| TASK REQUIREMENTS |
Exactly repeat the material, dropping every picture from the copy.

| PROVIDED DATA |
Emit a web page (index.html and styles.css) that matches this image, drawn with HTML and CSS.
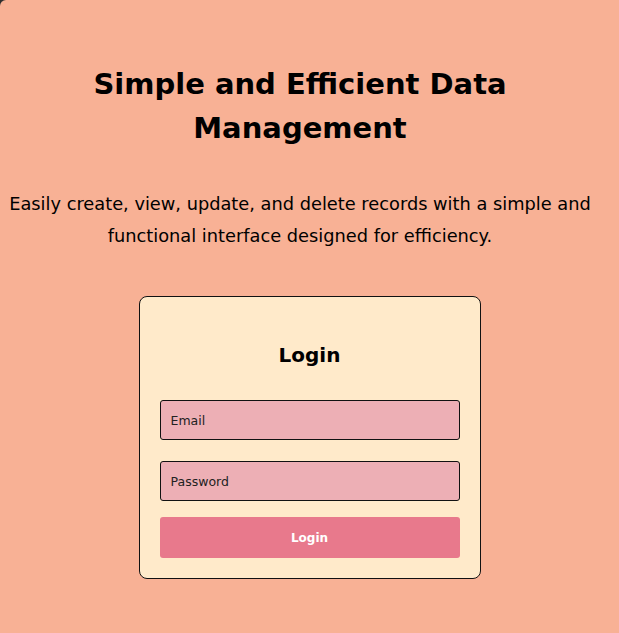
FILE: index.html
```html
<!DOCTYPE html>
<html lang="en">
<head>
<meta charset="utf-8">
<title>Simple and Efficient Data Management</title>
<link rel="stylesheet" href="styles.css">
</head>
<body>
  <main class="page">
    <section class="hero">
      <h1 class="hero-title">Simple and Efficient Data Management</h1>
      <p class="hero-text">Easily create, view, update, and delete records with a simple and functional interface designed for efficiency.</p>
    </section>
    <form class="login-card">
      <h2 class="login-title">Login</h2>
      <input class="field" type="email" placeholder="Email">
      <input class="field field-password" type="password" placeholder="Password">
      <button class="login-button" type="button">Login</button>
    </form>
  </main>
</body>
</html>
```
FILE: styles.css
```css
html {
  background: #2e2e2e;
  height: 100%;
}
body {
  margin: 0;
  min-height: 100%;
  background: #f8b195;
  border-top-left-radius: 6px;
  font-family: "Comic Sans MS", "DejaVu Sans", sans-serif;
  color: #000;
}
.page {
  display: flex;
  flex-direction: column;
  padding-top: 62px;
  padding-bottom: 40px;
}
.hero {
  width: 600px;
  text-align: center;
}
.hero-title {
  margin: 0 auto;
  width: 440px;
  font-size: 29px;
  line-height: 44px;
  font-weight: bold;
}
.hero-text {
  margin: 38px 0 0;
  font-size: 17.8px;
  line-height: 32px;
}
.login-card {
  align-self: center;
  margin-top: 44px;
  width: 300px;
  padding: 20px;
  border: 1px solid #111;
  border-radius: 8px;
  background: #ffeaca;
  display: flex;
  flex-direction: column;
}
.login-title {
  margin: 23px 0 30px;
  text-align: center;
  font-size: 20px;
  line-height: 30px;
  font-weight: bold;
}
.field {
  box-sizing: border-box;
  height: 40px;
  width: 100%;
  margin: 0;
  padding: 0 10px;
  border: 1px solid #111;
  border-radius: 3px;
  background: #edafb5;
  font-family: inherit;
  font-size: 12.5px;
  color: #222;
}
.field::placeholder {
  color: #222;
  opacity: 1;
}
.field-password {
  margin-top: 21px;
}
.login-button {
  box-sizing: border-box;
  margin-top: 16px;
  height: 41px;
  width: 100%;
  border: none;
  border-radius: 3px;
  background: #e8798c;
  color: #fff;
  font-family: inherit;
  font-size: 12px;
  font-weight: bold;
}
```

| RESULT FOR THIS EXERCISE |
Emit a web page (index.html and styles.css) that matches this image, drawn with HTML and CSS.
FILE: index.html
```html
<!DOCTYPE html>
<html lang="en">
<head>
<meta charset="utf-8">
<title>Simple and Efficient Data Management</title>
<link rel="stylesheet" href="styles.css">
</head>
<body>
  <main class="page">
    <section class="hero">
      <h1 class="hero-title">Simple and Efficient Data Management</h1>
      <p class="hero-text">Easily create, view, update, and delete records with a simple and functional interface designed for efficiency.</p>
    </section>
    <form class="login-card">
      <h2 class="login-title">Login</h2>
      <input class="field" type="email" placeholder="Email">
      <input class="field field-password" type="password" placeholder="Password">
      <button class="login-button" type="button">Login</button>
    </form>
  </main>
</body>
</html>
```
FILE: styles.css
```css
html {
  background: #2e2e2e;
  height: 100%;
}
body {
  margin: 0;
  min-height: 100%;
  background: #f8b195;
  border-top-left-radius: 6px;
  font-family: "Comic Sans MS", "DejaVu Sans", sans-serif;
  color: #000;
}
.page {
  display: flex;
  flex-direction: column;
  padding-top: 62px;
  padding-bottom: 40px;
}
.hero {
  width: 600px;
  text-align: center;
}
.hero-title {
  margin: 0 auto;
  width: 440px;
  font-size: 29px;
  line-height: 44px;
  font-weight: bold;
}
.hero-text {
  margin: 38px 0 0;
  font-size: 17.8px;
  line-height: 32px;
}
.login-card {
  align-self: center;
  margin-top: 44px;
  width: 300px;
  padding: 20px;
  border: 1px solid #111;
  border-radius: 8px;
  background: #ffeaca;
  display: flex;
  flex-direction: column;
}
.login-title {
  margin: 23px 0 30px;
  text-align: center;
  font-size: 20px;
  line-height: 30px;
  font-weight: bold;
}
.field {
  box-sizing: border-box;
  height: 40px;
  width: 100%;
  margin: 0;
  padding: 0 10px;
  border: 1px solid #111;
  border-radius: 3px;
  background: #edafb5;
  font-family: inherit;
  font-size: 12.5px;
  color: #222;
}
.field::placeholder {
  color: #222;
  opacity: 1;
}
.field-password {
  margin-top: 21px;
}
.login-button {
  box-sizing: border-box;
  margin-top: 16px;
  height: 41px;
  width: 100%;
  border: none;
  border-radius: 3px;
  background: #e8798c;
  color: #fff;
  font-family: inherit;
  font-size: 12px;
  font-weight: bold;
}
```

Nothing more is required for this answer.